With less than 60kms to travel to our next two night stop, Byron Bay, it was an easy and quick drive to our digs at the Discovery Parks camp on the western edge of Byron, beside Belongil Creek. Parked on a huge site, with shade and a short walk to the amenities, it was a quick set up and then into Byron proper and the main beach. Nothing much has changed. Lots of semi-naked bodies, not many of them flattered by the lack of clothing, crowds and many easy ways to waste your money. Love and mungbeans may be the sales pitch but it was cold, hard commercialism at inflated prices in every shop I walked into.

Byron Bay Lighthouse
After a quiet night at the camp, our full day out in and around Byron was a lot more pleasant than I expected. We started with drive up to the lighthouse and the old parking wizard scored one of the fifteen parking spots available to the steady stream of campervans and sports cars driving to the summit. The old Keeper's quarters have been lovingly restored and there was an interesting historical display across several rooms. The National Park staff were really friendly and helpful solving a little issue I had with annual membership (the free one I get as a consequence of enough birthdays). The walk up to the lighthouse is steep but worth it, with spectacular views up and down the coast on a day that was all clear blue skies and a gentle breeze. Tours of the lighthouse are only available on certain days - this wasn't one of them - so best to check beforehand with the Information Centre. We wandered up and down to a few of the lookouts which extend further out along the headland, spotting whales and birdies. 

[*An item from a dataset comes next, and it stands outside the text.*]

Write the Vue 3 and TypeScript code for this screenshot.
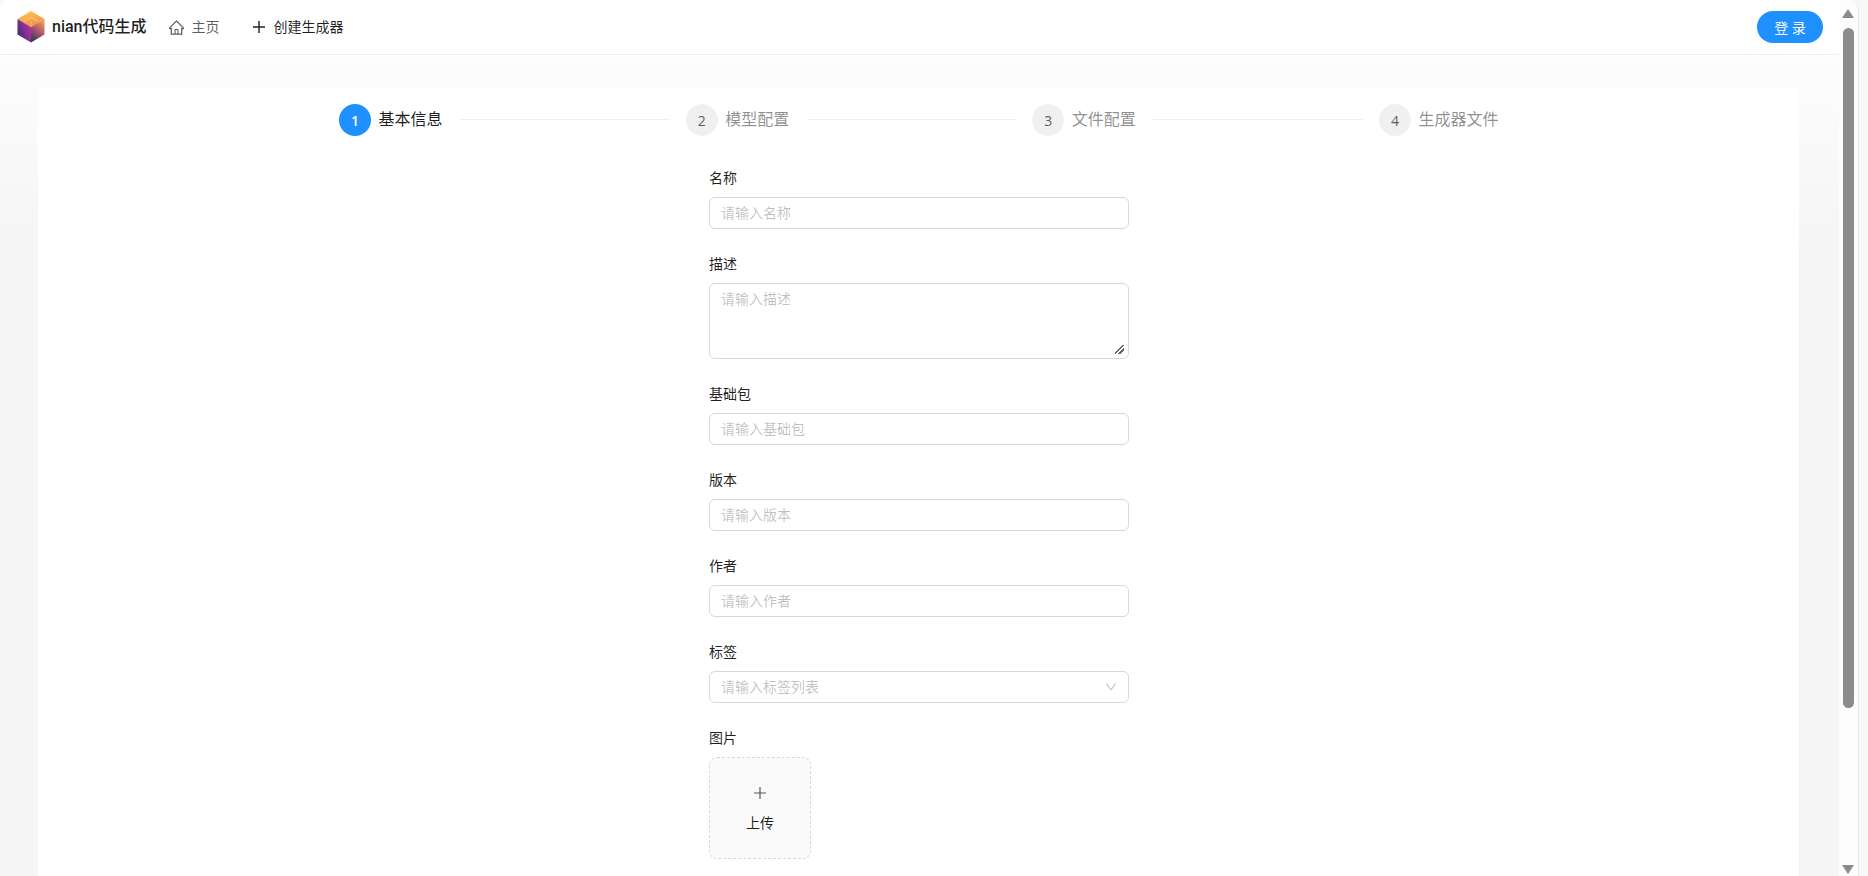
<script setup lang="ts">
const steps = [
  { n: 1, title: '基本信息', active: true },
  { n: 2, title: '模型配置', active: false },
  { n: 3, title: '文件配置', active: false },
  { n: 4, title: '生成器文件', active: false },
]
const fields = [
  { label: '基础包', ph: '请输入基础包' },
  { label: '版本', ph: '请输入版本' },
  { label: '作者', ph: '请输入作者' },
]
</script>

<template>
  <div class="shell">
    <div class="window">
      <div class="page">
        <header class="header">
          <div class="brand">
            <svg class="logo" viewBox="0 0 28 32" width="28" height="32">
              <defs>
                <linearGradient id="gTop" x1="0.3" y1="0" x2="0.7" y2="1">
                  <stop offset="0" stop-color="#ffc552" />
                  <stop offset="1" stop-color="#f08a4b" />
                </linearGradient>
                <linearGradient id="gLeft" x1="1" y1="0.1" x2="0" y2="0.8">
                  <stop offset="0" stop-color="#c8358e" />
                  <stop offset="0.55" stop-color="#7a3092" />
                  <stop offset="1" stop-color="#2f2c72" />
                </linearGradient>
                <linearGradient id="gRight" x1="0.7" y1="0" x2="0.2" y2="1">
                  <stop offset="0" stop-color="#f49a50" />
                  <stop offset="0.5" stop-color="#a9546f" />
                  <stop offset="1" stop-color="#2f3a5f" />
                </linearGradient>
              </defs>
              <polygon points="14,0 27.5,8 14,16 0.5,8" fill="url(#gTop)" />
              <polygon points="0.5,8 14,16 14,31.5 0.5,23.5" fill="url(#gLeft)" />
              <polygon points="27.5,8 14,16 14,31.5 27.5,23.5" fill="url(#gRight)" />
              <path d="M7 10.5 14 6.5 21 10.5 M14 15.5 V11" fill="none" stroke="#ffe0a8" stroke-width="0.7" opacity="0.8" />
            </svg>
            <span class="brand-name">nian代码生成</span>
          </div>
          <nav class="nav">
            <a class="nav-item muted">
              <svg viewBox="64 64 896 896" width="15" height="15" fill="currentColor">
                <path d="M946.5 505L560.1 118.8l-25.9-25.9a31.5 31.5 0 0 0-44.4 0L77.5 505a63.9 63.9 0 0 0-18.8 46c.4 35.2 29.7 63.3 64.9 63.3h42.5V940h691.8V614.3h43.4c17.1 0 33.2-6.7 45.3-18.8a63.6 63.6 0 0 0 18.7-45.3c0-17-6.7-33.1-18.8-45.2zM568 868H456V664h112v204zm217.9-325.7V868H632V640c0-22.1-17.9-40-40-40H432c-22.1 0-40 17.9-40 40v228H238.1V542.3h-96l370-369.7 23.1 23.1L882 542.3h-96.1z" />
              </svg>
              <span>主页</span>
            </a>
            <a class="nav-item strong">
              <svg viewBox="0 0 14 14" width="14" height="14" fill="none" stroke="currentColor" stroke-width="1.4">
                <path d="M7 1V13M1 7H13" />
              </svg>
              <span>创建生成器</span>
            </a>
          </nav>
          <button class="login" type="button">登 录</button>
        </header>

        <main class="card">
          <div class="steps">
            <div v-for="s in steps" :key="s.n" class="step" :class="{ active: s.active }">
              <span class="step-num">{{ s.n }}</span>
              <span class="step-title">{{ s.title }}</span>
              <span v-if="s.n < 4" class="step-line"></span>
            </div>
          </div>

          <form class="form">
            <div class="field">
              <label>名称</label>
              <input class="control" placeholder="请输入名称" />
            </div>
            <div class="field">
              <label>描述</label>
              <textarea class="control area" placeholder="请输入描述"></textarea>
            </div>
            <div v-for="f in fields" :key="f.label" class="field">
              <label>{{ f.label }}</label>
              <input class="control" :placeholder="f.ph" />
            </div>
            <div class="field">
              <label>标签</label>
              <div class="control select">
                <span class="select-ph">请输入标签列表</span>
                <svg viewBox="64 64 896 896" width="12" height="12" fill="#bfbfbf">
                  <path d="M884 256h-75c-5.1 0-9.9 2.5-12.9 6.6L512 654.2 227.9 262.6c-3-4.1-7.8-6.6-12.9-6.6h-75c-6.5 0-10.3 7.4-6.5 12.7l352.6 486.1c12.8 17.6 39 17.6 51.7 0l352.6-486.1c3.9-5.3.1-12.7-6.4-12.7z" />
                </svg>
              </div>
            </div>
            <div class="field">
              <label>图片</label>
              <div class="upload">
                <svg viewBox="0 0 14 14" width="14" height="14" fill="none" stroke="#595959" stroke-width="1.2">
                  <path d="M7 1V13M1 7H13" />
                </svg>
                <span>上传</span>
              </div>
            </div>
          </form>
        </main>
      </div>

      <div class="scrollbar">
        <span class="arrow up"></span>
        <span class="thumb"></span>
        <span class="arrow down"></span>
      </div>
    </div>
  </div>
</template>

<style>
html,
body {
  margin: 0;
  overflow: hidden;
}
</style>

<style scoped>
.shell {
  width: 1868px;
  height: 876px;
  display: flex;
  background: #f8f8f8;
  font-family: 'Open Sans', 'Noto Sans CJK SC', sans-serif;
  font-size: 14px;
  color: rgba(0, 0, 0, 0.88);
}
.window {
  width: 1858px;
  height: 876px;
  display: flex;
  overflow: hidden;
  border-right: 1px solid #e6e6e6;
  border-radius: 10px 10px 0 0;
  box-sizing: content-box;
  margin-right: -1px;
}
.page {
  width: 1839px;
  height: 876px;
  overflow: hidden;
  background: linear-gradient(#ffffff, #f5f5f5 28%);
}
.header {
  height: 54px;
  border-bottom: 1px solid #ededed;
  background: #fff;
  display: flex;
  align-items: center;
  padding: 0 16px 0 17px;
}
.brand {
  display: flex;
  align-items: center;
  gap: 7px;
}
.logo {
  display: block;
}
.brand-name {
  font-family: Roboto, 'Noto Sans CJK SC', sans-serif;
  font-size: 16px;
  font-weight: 500;
  line-height: 24px;
  color: rgba(0, 0, 0, 0.88);
}
.nav {
  display: flex;
  align-items: center;
  gap: 32px;
  margin-left: 22px;
  flex: 1;
}
.nav-item {
  display: flex;
  align-items: center;
  gap: 8px;
  line-height: 22px;
}
.muted {
  color: rgba(0, 0, 0, 0.65);
}
.strong {
  color: rgba(0, 0, 0, 0.88);
}
.login {
  width: 66px;
  height: 32px;
  border: 0;
  border-radius: 16px;
  background: #1e90ff;
  color: #fff;
  font: inherit;
  padding: 0;
}
.card {
  margin: 32px 40px 0 38px;
  padding: 17px 0 0 1px;
  height: 900px;
  background: #fff;
  border-radius: 6px;
}
.steps {
  width: 1160px;
  margin: 0 auto;
  display: flex;
  gap: 16px;
}
.step {
  flex: 1;
  display: flex;
  align-items: center;
  height: 32px;
  min-width: 0;
}
.step:last-child {
  flex: none;
  padding-right: 0.5px;
}
.step-num {
  width: 32px;
  height: 32px;
  border-radius: 50%;
  background: rgba(0, 0, 0, 0.06);
  color: rgba(0, 0, 0, 0.65);
  display: flex;
  align-items: center;
  justify-content: center;
  margin-right: 7.5px;
  flex: none;
}
.step-title {
  font-size: 16px;
  line-height: 32px;
  margin-bottom: 2px;
  color: rgba(0, 0, 0, 0.45);
  white-space: nowrap;
}
.step-line {
  flex: 1;
  height: 1px;
  background: rgba(5, 5, 5, 0.06);
  margin: 0 0 2px 17.5px;
}
.step.active .step-num {
  background: #1e90ff;
  color: #fff;
  font-weight: 600;
}
.step.active .step-title {
  color: rgba(0, 0, 0, 0.88);
}
.form {
  width: 420px;
  margin: 31px auto 0;
}
.field {
  margin-bottom: 24px;
}
.field label {
  display: block;
  height: 22px;
  line-height: 22px;
  margin-bottom: 8px;
}
.control {
  display: block;
  width: 100%;
  height: 32px;
  box-sizing: border-box;
  border: 1px solid #d9d9d9;
  border-radius: 6px;
  padding: 3px 11px 5px;
  font: inherit;
  line-height: 22px;
  background: #fff;
  color: rgba(0, 0, 0, 0.88);
  outline: none;
}
.control::placeholder,
.select-ph {
  color: rgba(0, 0, 0, 0.25);
}
.area {
  height: 76px;
  padding: 4px 11px;
  resize: vertical;
}
.area::-webkit-resizer {
  background: linear-gradient(
      135deg,
      transparent 0 40%,
      #666 40% 52%,
      transparent 52% 66%,
      #666 66% 78%,
      transparent 78%
    )
    left 2px top 2px / 9px 9px no-repeat;
}
.select {
  display: flex;
  align-items: center;
  justify-content: space-between;
  padding: 4px 11px;
}
.upload {
  width: 102px;
  height: 102px;
  box-sizing: border-box;
  border: 1px dashed #d9d9d9;
  border-radius: 8px;
  background: rgba(0, 0, 0, 0.02);
  display: flex;
  flex-direction: column;
  align-items: center;
  justify-content: center;
  gap: 12px;
  padding-top: 4px;
  line-height: 22px;
}
.scrollbar {
  width: 19px;
  height: 876px;
  background: #fdfdfd;
  position: relative;
  flex: none;
}
.thumb {
  position: absolute;
  left: 4px;
  top: 28px;
  width: 11px;
  height: 680px;
  border-radius: 6px;
  background: #8b8b8b;
}
.arrow {
  position: absolute;
  left: 3px;
  width: 0;
  height: 0;
  border-left: 6.5px solid transparent;
  border-right: 6.5px solid transparent;
}
.arrow.up {
  top: 9px;
  border-bottom: 9px solid #8b8b8b;
}
.arrow.down {
  bottom: 2px;
  border-top: 9px solid #8b8b8b;
}
</style>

Of course, it was a herd of renegade goats that the Cape was famous for, with visitors staggered at their ability to climb and survive off the cliffs. They were removed in 2006, a hundred years after the original two were bought here by a lighthouse keeper. A herd of more than 40 goats had become a nuisance and cleaning up after them around the lighthouse and their pilfering of clothing from the clotheslines finally became too much. One last rebel, Wategoat, left the Cape in a spectacular if somewhat tragic act of rebellion in 2013. Sick and ailing, he had perched on a narrow ledge, bleating his discomfort and misfortune. A rescue mission was mounted and an abseiling rescue team carefully made their way to his ledge in order to save his goatish soul. Just as they were within reach, he issued a series of expressive, mournful bleats and jumped to his demise onto the sea-battered rocks below.

We contemplated his fate from behind the safety rails and made our way to the cafe.

Solar train
Back in town, we took a ride on the Solar Train, which traverses 3kms of the original path of the once Casino to Murwillumbah line. The rail motors were original built in Sydney in 1949 at the same Chullora yards which built Beufort aircraft bombers during WWII. The carriages have been converted to run on electric motors, powered by batteries charged from solar panels. Its only about a 25 minute return trip to North Beach, for most of its journey along Belongil Creek. Its not expensive and its unique, so worth doing. I liked that modern technology was being used to support old technology from a 4.6 billion year old power source.

Click to see today's photos
Ice creams and window shopping followed - Sue - and some people observing at a cafe - Peter. One heavily beaded, ancient surfer with string bracelets and tye-dye shirt, regaled the cafe with a loud retelling of his prostate journey. Another sun-bleached, leather-skinned even more ancient old hippie extolled her certain knowledge of a whole range of disparate conspiracy theories which were strung together on the tenuous thread of the threat of vaccinations. 

Byron pretty much delivered on expectations based on previous experience. I wouldn't live there regardless of the tax haven.